For instance, in the aftermath of a Nov. 30, 2010, Senate FCPA hearing, Sen. Amy Klobuchar (D-Minn.) asked the DOJ representative at the hearing:
‘‘Do you believe companies could comply with more certainty with the FCPA if they were provided with more generally applicable guidance from the Department in regards to situations covered by the FCPA that are not clear cut or fall into gray areas?’’
The DOJ representative stated that the DOJ ‘‘believes it provides clear guidance with respect to FCPA enforcement through a variety of means,’’ and it then listed the same general categories of information the OECD identified in 2002 as being deficient.
Although the DOJ/SEC state in the 2012 FCPA Guidance that its issuance was ‘‘in part, a response to [the OECD’s] Phase 3 recommendations,’’ the DOJ’s above response after the OECD Phase 3 recommendations calls into question the genuineness of this motivation.
Another likely motive for issuing the 2012 FCPA Guidance was the desire of the enforcement agencies to forestall introduction of an actual FCPA reform bill. As to this issue, the following background is relevant.
After the November 2010 Senate hearing, FCPA reform gained steam heading into a June 2011 House Judiciary Committee hearing. The House hearing evidenced bipartisan support for certain aspects of FCPA reform, and then committee Chair James Sensenbrenner (R-Wis.) stated at the conclusion of the hearing that ‘‘we will be drafting [an FCPA reform] bill.’’
Against this backdrop, in November 2011, Assistant Attorney General Lanny Breuer announced that in 2012 the DOJ intended to issue FCPA guidance.

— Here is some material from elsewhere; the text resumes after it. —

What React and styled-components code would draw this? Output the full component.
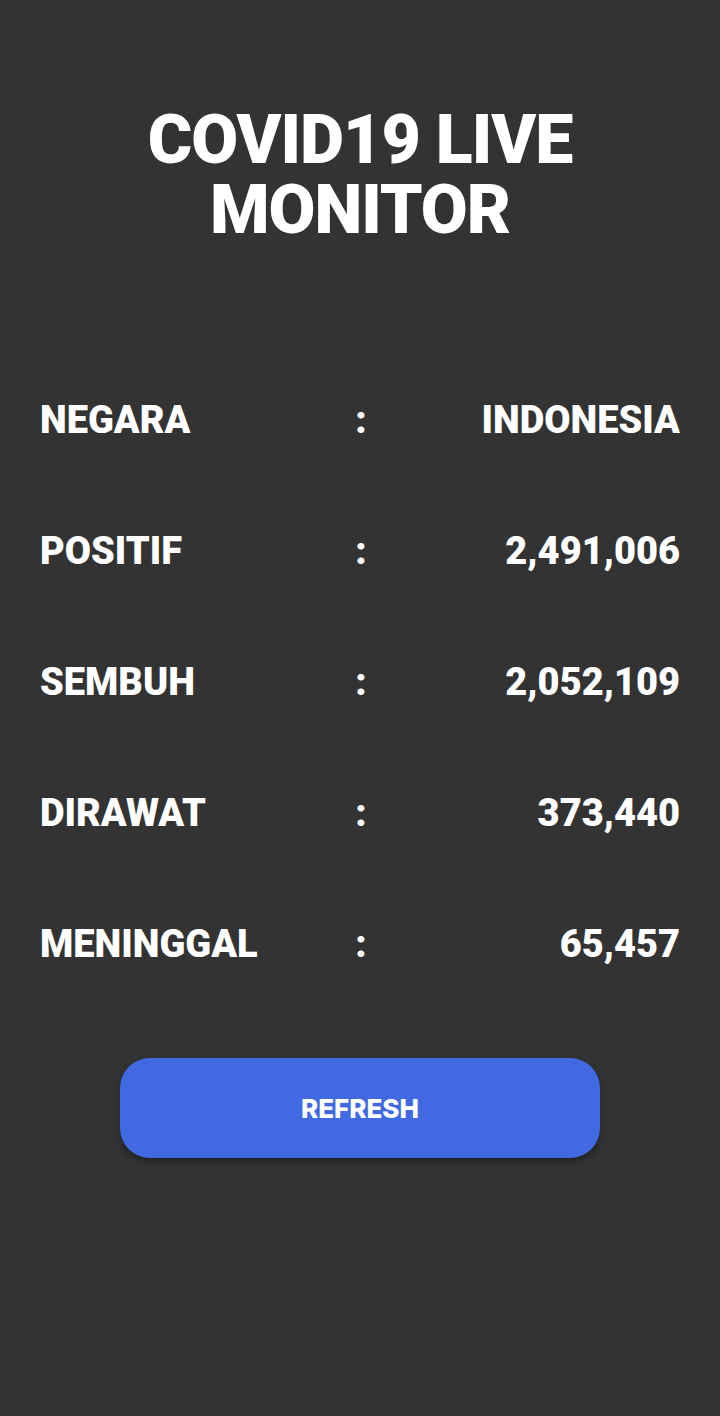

Those on Capitol Hill who were inclined to introduce an FCPA reform bill said they would await the DOJ’s FCPA guidance before introducing such a bill.
That the 2012 FCPA Guidance was issued very soon after the November 2012 presidential election and during a lame duck Congress would seem to advance, in addition to the above information, the notion that issuance and the timing of the Guidance was in part political.
And that, as they say, is the rest of the story.